Problem details — Across the listing below, how many lines hold "this"? Reply with the number by itself.
■ ■ ■ ■ ■
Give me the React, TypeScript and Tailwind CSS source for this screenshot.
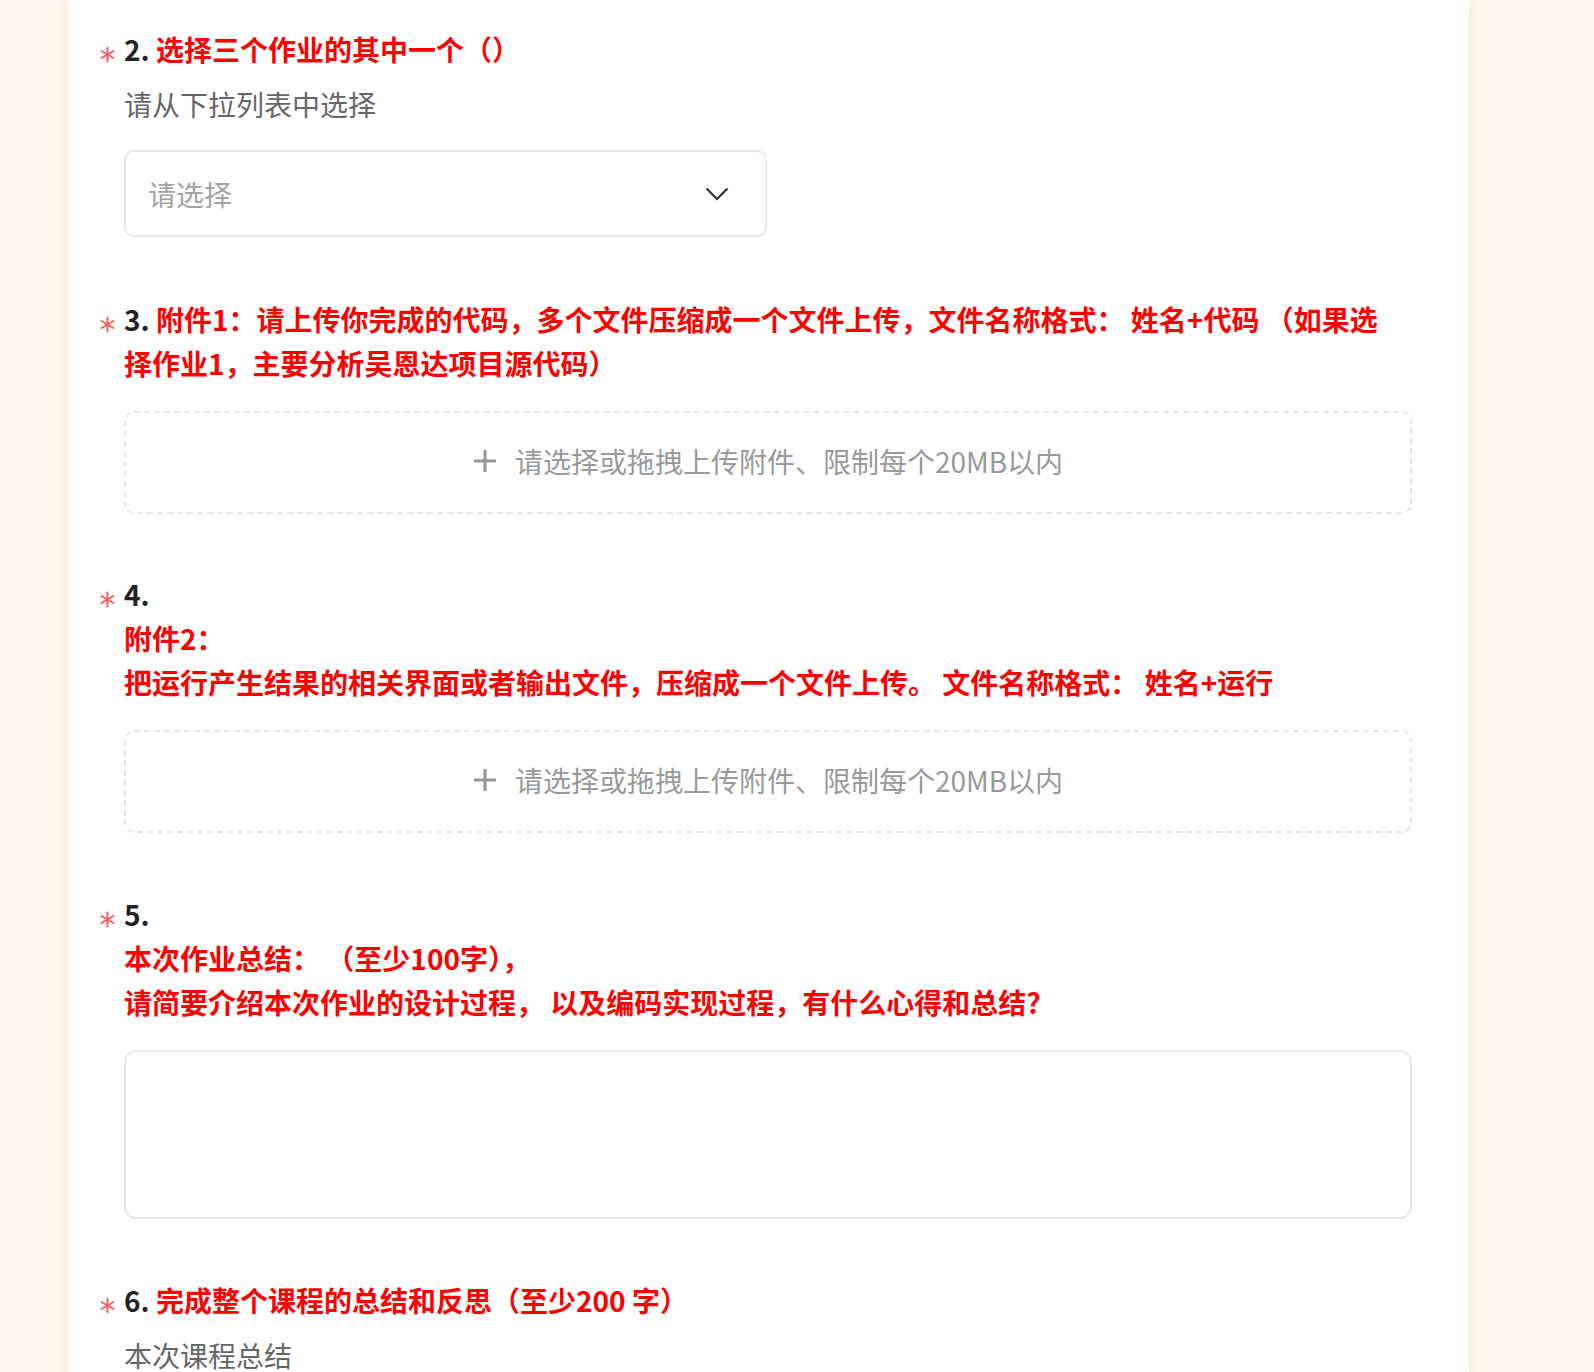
import React from 'react';

function Star() {
  return (
    <svg
      className="absolute left-[-24px] top-[19px] h-[17px] w-[15px]"
      viewBox="0 0 15 17"
      fill="none"
      stroke="#f5595c"
      strokeWidth="1.9"
      strokeLinecap="round"
    >
      <path d="M7.5 1.5v14M1.5 5l12 7M1.5 12l12-7" />
    </svg>
  );
}

function Title({ num, children }: { num: string; children: React.ReactNode }) {
  return (
    <div className="relative text-[28px] leading-[44px] font-bold">
      <Star />
      <span className="text-[#222]">{num}</span>{' '}
      <span className="text-[#ff0000]">{children}</span>
    </div>
  );
}

function Upload() {
  return (
    <div className="mt-[26px] flex h-[103px] items-center justify-center gap-[18px] rounded-[10px] border-2 border-dashed border-[#e6e6e6] pb-[4px] text-[28px] text-[#999]">
      <svg className="h-[24px] w-[24px]" viewBox="0 0 24 24" fill="none" stroke="#999" strokeWidth="3.2">
        <path d="M12 1v22M1 12h22" />
      </svg>
      <span>请选择或拖拽上传附件、限制每个20MB以内</span>
    </div>
  );
}

export default function App() {
  return (
    <div className="h-[1372px] overflow-hidden bg-[#fdf6ed] font-['Noto_Sans_CJK_SC',sans-serif]">
      <div className="ml-[68px] min-h-[1372px] w-[1401px] bg-white pl-[56px] pr-[57px] pt-[27px] shadow-[0_0_14px_rgba(225,195,160,0.35)]">
        {/* 2 */}
        <div>
          <Title num="2.">选择三个作业的其中一个（）</Title>
          <div className="mt-[11px] text-[28px] leading-[44px] text-[#666]">请从下拉列表中选择</div>
          <div className="mt-[24px] flex h-[87px] w-[643px] items-center justify-between rounded-[10px] border-2 border-[#e8e8e8] pl-[22px] pr-[36px]">
            <span className="text-[28px] text-[#a3a3a3]">请选择</span>
            <svg className="h-[14px] w-[24px]" viewBox="0 0 24 14" fill="none" stroke="#333" strokeWidth="2.2">
              <path d="M1.5 1.5l10.5 10.5 10.5-10.5" />
            </svg>
          </div>
        </div>

        {/* 3 */}
        <div className="mt-[60px]">
          <Title num="3.">
            附件1：请上传你完成的代码，多个文件压缩成一个文件上传，文件名称格式： 姓名+代码 （如果选
            <br />
            择作业1，主要分析吴恩达项目源代码）
          </Title>
          <Upload />
        </div>

        {/* 4 */}
        <div className="mt-[58px]">
          <Title num="4.">
            <br />
            附件2：
            <br />
            把运行产生结果的相关界面或者输出文件，压缩成一个文件上传。 文件名称格式： 姓名+运行
          </Title>
          <Upload />
        </div>

        {/* 5 */}
        <div className="mt-[59px]">
          <Title num="5.">
            <br />
            本次作业总结： （至少100字），
            <br />
            请简要介绍本次作业的设计过程， 以及编码实现过程，有什么心得和总结?
          </Title>
          <div className="mt-[26px] h-[169px] rounded-[12px] border-2 border-[#e8e8e8]" />
        </div>

        {/* 6 */}
        <div className="mt-[59px]">
          <Title num="6.">完成整个课程的总结和反思（至少200 字）</Title>
          <div className="mt-[11px] text-[28px] leading-[44px] text-[#666]">本次课程总结</div>
        </div>
      </div>
    </div>
  );
}
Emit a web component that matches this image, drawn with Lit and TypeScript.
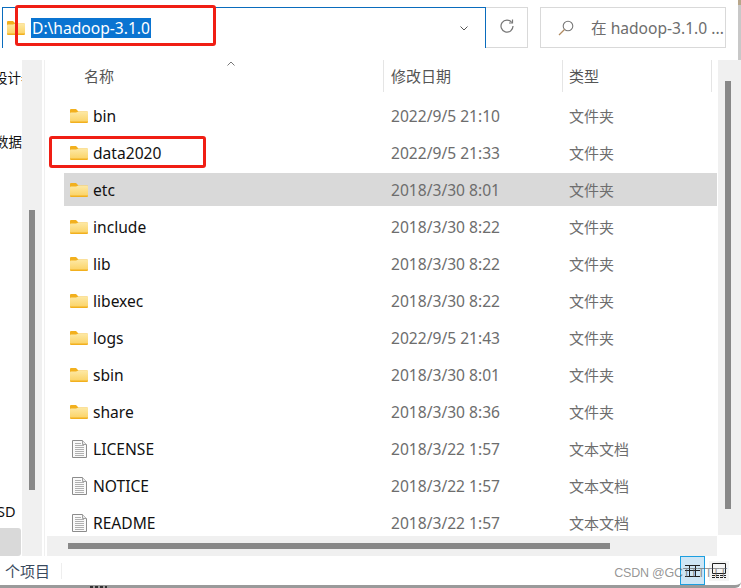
import { LitElement, html, css, svg } from "lit";
import { customElement } from "lit/decorators.js";

const folderIcon = html`<svg class="ic" width="18" height="14" viewBox="0 0 18 14">
  <defs><linearGradient id="fb" x1="0" y1="0" x2="0" y2="1"><stop offset="0" stop-color="#fde9a6"/><stop offset="1" stop-color="#fbd469"/></linearGradient></defs>
  <path d="M0 1Q0 0 1 0H6L8.500 2.500H17Q18 2.500 18 3.500V13Q18 14 17 14H1Q0 14 0 13Z" fill="#f2b01e"/>
  <path d="M0 4.500Q0 3.500 1 3.500H6L8.500 2.500H17Q18 2.500 18 3.500V12.500H0Z" fill="url(#fb)"/>
</svg>`;

const docIcon = html`<svg width="15" height="18" viewBox="0 0 15 18">
  <path d="M.5.500H10.500L14.500 4.500V17.500H.5Z" fill="#fafafa" stroke="#8c8c8c"/>
  <path d="M10.500.500V4.500H14.500" fill="#e8e8e8" stroke="#a0a0a0"/>
  ${svg`<path d="M3 3.500H9M3 5.500H12M3 7.500H12M3 9.500H12M3 11.500H12M3 13.500H12M3 15.500H12" stroke="#b0b0b0" stroke-width="1"/>`}
</svg>`;

type Row = { name: string; date: string; type: string; doc?: boolean; sel?: boolean };
const rows: Row[] = [
  { name: "bin", date: "2022/9/5 21:10", type: "文件夹" },
  { name: "data2020", date: "2022/9/5 21:33", type: "文件夹" },
  { name: "etc", date: "2018/3/30 8:01", type: "文件夹", sel: true },
  { name: "include", date: "2018/3/30 8:22", type: "文件夹" },
  { name: "lib", date: "2018/3/30 8:22", type: "文件夹" },
  { name: "libexec", date: "2018/3/30 8:22", type: "文件夹" },
  { name: "logs", date: "2022/9/5 21:43", type: "文件夹" },
  { name: "sbin", date: "2018/3/30 8:01", type: "文件夹" },
  { name: "share", date: "2018/3/30 8:36", type: "文件夹" },
  { name: "LICENSE", date: "2018/3/22 1:57", type: "文本文档", doc: true },
  { name: "NOTICE", date: "2018/3/22 1:57", type: "文本文档", doc: true },
  { name: "README", date: "2018/3/22 1:57", type: "文本文档", doc: true },
];

@customElement("app-root")
export class AppRoot extends LitElement {
  static styles = css`
    :host {
      display: block; width: 741px; height: 588px; position: relative; overflow: hidden;
      background: #fff; color: #111;
      font: 15.6px "Noto Sans", "Noto Sans CJK SC", sans-serif;
    }
    .frame { height: 588px; box-sizing: border-box; display: flex; flex-direction: column; border-bottom: 3px solid #9a9a9a; border-radius: 0 0 6px 0; }
    .toolbar { height: 41px; margin-top: 7px; padding-left: 2px; display: flex; flex: none; }
    .address { width: 484px; box-sizing: border-box; border: 1px solid #0a6cbd; border-bottom: none; display: flex; align-items: center; padding: 0 17px 0 4px; }
    .address .ic { margin-right: 6px; }
    .path { background: #0a74d1; color: #fff; line-height: 20px; padding: 0 1px; }
    .chev { margin-left: auto; }
    .refresh { width: 42px; box-sizing: border-box; border: 1px solid #d9d9d9; border-left: none; display: flex; align-items: center; justify-content: center; padding-bottom: 3px; }
    .search { width: 186px; margin-left: 12px; box-sizing: border-box; border: 1px solid #d9d9d9; display: flex; align-items: center; padding-left: 17px; color: #6d6d6d; white-space: nowrap; gap: 17px; overflow: hidden; }
    .main { flex: 1; display: flex; margin-top: 12px; min-height: 0; }
    .nav { width: 22px; flex: none; font-size: 13.5px; overflow: hidden; display: flex; flex-direction: column; }
    .nav span { white-space: nowrap; height: 20px; line-height: 20px; }
    .nav .a { margin: 8px 0 0 -6px; }
    .nav .b { margin: 44px 0 0 -5px; }
    .nav .c { margin: 349px 0 0 -3px; font-size: 14.5px; }
    .nav .drive { margin-top: 7px; height: 28px; background: #d9d9d9; border-radius: 0 3px 3px 0; width: 21px; }
    .navbar { width: 20px; flex: none; background: #f0f0f0; padding-left: 7px; box-sizing: border-box; }
    .navbar i { display: block; width: 6px; height: 280px; margin-top: 150px; background: #888; }
    .files { width: 674px; flex: none; margin-left: 2px; display: flex; flex-direction: column; position: relative; border-left: 1px solid #f0f0f0; box-sizing: border-box; }
    .head { height: 32px; display: flex; position: relative; color: #555; flex: none; font-size: 15px; }
    .head div { display: flex; align-items: center; box-sizing: border-box; padding-bottom: 2px; }
    .h1 { width: 338px; padding-left: 39px; }
    .h2 { width: 179px; border-left: 1px solid #e5e5e5; padding-left: 7px; }
    .h3 { width: 150px; border-left: 1px solid #e5e5e5; padding-left: 6px; border-right: 1px solid #e5e5e5; }
    .sort { position: absolute; left: 182px; top: 1px; }
    .list { flex: 1; padding-top: 7px; padding-left: 19px; overflow: hidden; }
    .row { height: 33px; margin-bottom: 4px; display: flex; align-items: center; width: 653px; }
    .row.sel { background: #d9d9d9; }
    .name { width: 327px; display: flex; align-items: center; }
    .name .ic { margin: 0 5px 0 6px; }
    .name .doc { display: flex; margin: 0 6px 0 8px; }
    .date { width: 178px; color: #6d6d6d; }
    .type { color: #6d6d6d; font-size: 15px; }
    .hbar { height: 20px; flex: none; background: #f0f0f0; padding: 7px 0 0 21px; margin-left: 2px; box-sizing: border-box; width: 670px; }
    .hbar i { display: block; height: 6px; width: 542px; background: #888; }
    .vbar { width: 23px; flex: none; margin-bottom: 21px; background: #f0f0f0; padding-left: 7px; box-sizing: border-box; }
    .vbar i { display: block; width: 6px; height: 428px; margin-top: 21px; background: #888; }
    .status { height: 29px; flex: none; display: flex; align-items: center; position: relative; font-size: 15px; color: #3a4a5e; }
    .count { width: 62px; padding-left: 5px; box-sizing: border-box; height: 16px; line-height: 16px; border-right: 1px solid #eee; }
    .views { margin-left: auto; display: flex; align-items: center; gap: 4px; margin-right: 12px; }
    .view { width: 25px; height: 29px; box-sizing: border-box; display: flex; align-items: center; justify-content: center; }
    .view.on { background: #cfe6f5; border: 1px solid #1c9fe0; }
    .view.off { background: #f5f5f5; width: 20px; height: 20px; }
    .edge { position: absolute; right: 0; top: 0; width: 3px; height: 60px; background: linear-gradient(#b8a68a 0 5px, #c8c8c8 5px); }
    .dots { position: absolute; left: 90px; bottom: 0; width: 17px; height: 2px; background: repeating-linear-gradient(90deg, #333 0 3px, transparent 3px 5px); }
    .mark { position: absolute; border: 3px solid #f01e14; border-radius: 3px; box-sizing: border-box; pointer-events: none; }
    .m1 { left: 15px; top: 5px; width: 201px; height: 41px; }
    .m2 { left: 49px; top: 136px; width: 157px; height: 32px; }
    .wm { position: absolute; right: 14px; bottom: 8px; font: 12.5px "Liberation Sans", sans-serif; letter-spacing: -.25px; color: rgba(90, 90, 90, .65); white-space: nowrap; }
  `;

  render() {
    return html`
      <div class="frame">
        <div class="toolbar">
          <div class="address">
            ${folderIcon}
            <span class="path">D:\\hadoop-3.1.0</span>
            <svg class="chev" width="8" height="5" viewBox="0 0 8 5"><path d="M.5.500L4 4L7.500.500" fill="none" stroke="#555"/></svg>
          </div>
          <div class="refresh">
            <svg width="14" height="14" viewBox="0 0 14 14"><path d="M11.800 3.500A6 6 0 1 0 13 7" fill="none" stroke="#777" stroke-width="1.200"/><path d="M12.500 .5V4H9" fill="none" stroke="#777" stroke-width="1.200"/></svg>
          </div>
          <div class="search">
            <svg width="16" height="16" viewBox="0 0 16 16"><circle cx="10" cy="6" r="4.800" fill="none" stroke="#777" stroke-width="1.100"/><path d="M6.500 9.500L1 15" stroke="#b0895f" stroke-width="1.200"/></svg>
            <span>在 hadoop-3.1.0 ...</span>
          </div>
        </div>
        <div class="main">
          <div class="nav">
            <span class="a">设计器</span>
            <span class="b">数据库</span>
            <span class="c">SD</span>
            <span class="drive"></span>
          </div>
          <div class="navbar"><i></i></div>
          <div class="files">
            <div class="head">
              <div class="h1">名称</div><div class="h2">修改日期</div><div class="h3">类型</div>
              <svg class="sort" width="8" height="5" viewBox="0 0 8 5"><path d="M.5 4.500L4 1L7.500 4.500" fill="none" stroke="#777"/></svg>
            </div>
            <div class="list">
              ${rows.map(
                (r) => html`<div class="row ${r.sel ? "sel" : ""}">
                  <div class="name">
                    ${r.doc ? html`<span class="doc">${docIcon}</span>` : folderIcon}
                    <span>${r.name}</span>
                  </div>
                  <div class="date">${r.date}</div>
                  <div class="type">${r.type}</div>
                </div>`
              )}
            </div>
            <div class="hbar"><i></i></div>
          </div>
          <div class="vbar"><i></i></div>
        </div>
        <div class="status">
          <div class="count">个项目</div>
          <div class="views">
            <div class="view on">
              <svg width="15" height="12" viewBox="0 0 15 12"><path d="M0 .5H15M0 5.500H15M0 11.500H15M4.500 1V11M10.500 1V11" stroke="#222" fill="none"/></svg>
            </div>
            <div class="view off">
              <svg width="14" height="15" viewBox="0 0 14 15"><path d="M.5 10.500V.5H13.500V10.500Z" fill="none" stroke="#222"/><path d="M0 12.500H14M0 14.500H14" stroke="#222" stroke-dasharray="3 1"/></svg>
            </div>
          </div>
        </div>
      </div>
      <div class="edge"></div>
      <div class="dots"></div>
      <div class="mark m1"></div>
      <div class="mark m2"></div>
      <div class="wm">CSDN @GCTTTTTT</div>
    `;
  }
}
■ ■ ■ ■ ■
Answer in full — 2